The PDSA estimate that as many as two and a half million dogs (one in three) as well as two million cats (one in four) in the UK are overweight.
With more than three-quarters of vets in the country offering obesity clinics this is far from hard to believe.
The report includes a survey of dog owners where nine out of ten admit to feeding high calorie human foods including take-aways, biscuits, chips and even alcohol to pets.
Why is the health of your pet important?
Pet obesity is essentially a slow killer of pets but a poor diet and lack of exercise can reduce their lifespan by as much as two years.
More importantly a new Pet Food Manufacturers' Association report has warned that with a rise in obesity-related claims, some pet insurance firms are considering cutting payouts for fat pets.
I have witnessed an increasing number of dogs that are fed too much and walked too little - particularly over the winter months.
At my surgery in Bristol three out of five (60%) dogs visiting the surgery between the winter months of October 2013 and February 2014 had gained weight, compared to just two out of five (40%) the previous year.
With the weather showing signs of improvement use this to kick-start your pets health campaign.
Otherwise it could soon be your wallet that is feeling stretched.
Here are a few frequently asked questions and answers:
Your dog does not need a treat every day
Most people aren't aware that popular dog treats contain up to 150 calories, but the average 10kg dog requires just 400 kilocalories per day.
As the treats are only small many owners admit to handing out four or six a day which rapidly contributes to their daily calorie recommendation.
Instead of dog snacks try use non fattening treats for good behaviour like celery or other vegetables.
Walk your dog for five miles each day
I hear many excuses from owners for not walking dogs regularly - but we are responsible for our pets and time needs to be made to meet their requirements.
Most owners will also only walk for three miles a day, many walking for a lot less than that, burning only 90 calories per walk. For a well behaved dog enjoying a daily treat this is simply not far enough.
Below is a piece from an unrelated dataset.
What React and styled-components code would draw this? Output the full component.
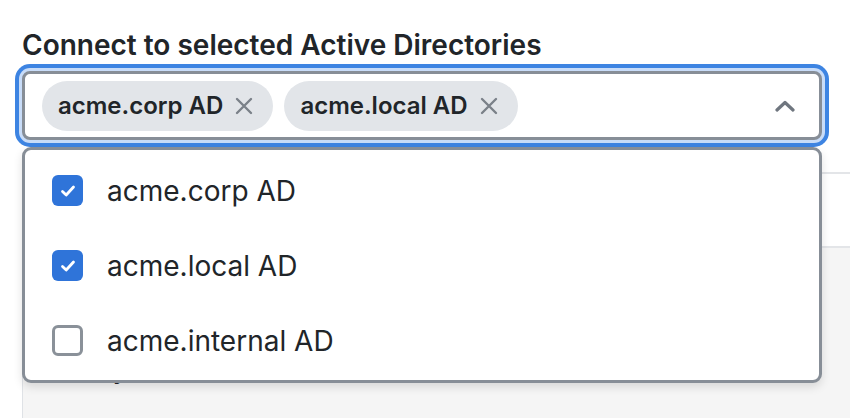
import React, { useState } from "react";
import styled, { createGlobalStyle } from "styled-components";

const GlobalStyle = createGlobalStyle`
  html, body { margin: 0; padding: 0; background: #ffffff; }
  body { font-family: Inter, "Noto Sans", "Liberation Sans", sans-serif; color: #212529; }
  * { box-sizing: border-box; }
`;

const Page = styled.div`
  width: 850px;
  height: 418px;
  overflow: hidden;
  padding: 28px 0 0 22px;
`;

const Label = styled.div`
  font-size: 28px;
  font-weight: 600;
  line-height: 34px;
  color: #212529;
`;

const Field = styled.div`
  position: relative;
  width: 800px;
  margin-top: 9px;
`;

const Control = styled.div`
  height: 69px;
  border: 3px solid #878e97;
  border-radius: 8px;
  box-shadow: 0 0 0 3px #c8dcf8, 0 0 0 7px #3d84e2;
  display: flex;
  align-items: center;
  padding: 0 24px 0 17px;
  gap: 11px;
  background: #fff;
`;

const Chip = styled.span`
  display: inline-flex;
  align-items: center;
  height: 50px;
  padding: 0 20px 0 16px;
  border-radius: 25px;
  background: #e2e5e9;
  font-size: 24px;
  font-weight: 600;
  color: #212529;
  gap: 12px;
`;

const Spacer = styled.div`
  flex: 1;
`;

const Menu = styled.div`
  position: absolute;
  left: 0;
  top: 76px;
  width: 800px;
  border: 3px solid #878e97;
  border-radius: 9px;
  background: #fff;
  padding: 3px 0 2px;
  box-shadow: 0 4px 10px rgba(0, 0, 0, 0.12);
  z-index: 2;
`;

const Option = styled.div`
  height: 75px;
  display: flex;
  align-items: center;
  padding-left: 27px;
  gap: 24px;
  font-size: 28px;
  color: #212529;
`;

const Box = styled.span`
  width: 31px;
  height: 31px;
  border-radius: 6px;
  display: inline-flex;
  align-items: center;
  justify-content: center;
  flex-shrink: 0;
  background: ${(p) => (p.$checked ? "#2f74d9" : "#fff")};
  border: ${(p) => (p.$checked ? "none" : "3px solid #8a9199")};
`;

const Panel = styled.div`
  margin-top: 32px;
  width: 900px;
  border-left: 1px solid #dfe2e6;
  border-top: 2px solid #e3e5e8;
`;

const PanelHead = styled.div`
  height: 74px;
  background: #fff;
  border-bottom: 2px solid #e3e5e8;
`;

const PanelBody = styled.div`
  height: 200px;
  background: #f5f5f5;
  padding: 103px 0 0 45px;
  font-size: 28px;
  color: #212529;
`;

const XIcon = () => (
  <svg width="18" height="18" viewBox="0 0 18 18" fill="none">
    <path d="M2 2 L16 16 M16 2 L2 16" stroke="#7b8189" strokeWidth="2.4" strokeLinecap="round" />
  </svg>
);

const Chevron = () => (
  <svg width="20" height="12" viewBox="0 0 20 12" fill="none">
    <path d="M2 10 L10 2.5 L18 10" stroke="#6f767f" strokeWidth="3.2" strokeLinecap="round" strokeLinejoin="round" />
  </svg>
);

const Check = () => (
  <svg width="18" height="18" viewBox="0 0 18 18" fill="none">
    <path d="M3.5 9.5 L7.2 13 L14.5 5" stroke="#fff" strokeWidth="2.8" strokeLinecap="round" strokeLinejoin="round" />
  </svg>
);

const options = [
  { label: "acme.corp AD", checked: true },
  { label: "acme.local AD", checked: true },
  { label: "acme.internal AD", checked: false },
];

export default function App() {
  const [items] = useState(options);
  return (
    <>
      <GlobalStyle />
      <Page>
        <Label>Connect to selected Active Directories</Label>
        <Field>
          <Control>
            {items.filter((o) => o.checked).map((o) => (
              <Chip key={o.label}>
                {o.label}
                <XIcon />
              </Chip>
            ))}
            <Spacer />
            <Chevron />
          </Control>
          <Menu>
            {items.map((o) => (
              <Option key={o.label}>
                <Box $checked={o.checked}>{o.checked && <Check />}</Box>
                {o.label}
              </Option>
            ))}
          </Menu>
        </Field>
        <Panel>
          <PanelHead />
          <PanelBody>Only</PanelBody>
        </Panel>
      </Page>
    </>
  );
}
A study has shown that on a brisk walk a dog will expend approximately three calories/kg/mile - so the average dog will expend 30 calories per mile.
The positive effect of exercise on the mental wellbeing of your dog is also underestimated. Exercise ensures that our "working" dogs have something to do. A lack of exercise results in boredom which in turn can lead to barking, phobias and aggression.
How to work out how far your dog should walk
To work off the waistline that has built up over the winter you should be aiming to walk a 10kg dog for at least three - five miles each day.
How do I know if my dog is overweight?
The best way to do this yourself is to stand above your dog and look down on them. You should see a waistline and be able to feel the ribs (easily!), but not see them.
It is important to keep dogs a healthy weight as this decreases the risk of cardiovascular disease and other common problems such as diabetes in later life.
Want to walk but don't own a dog?
Try signing up for websites like www.borrowmydoggy.com or contacting your local pet rescue centre.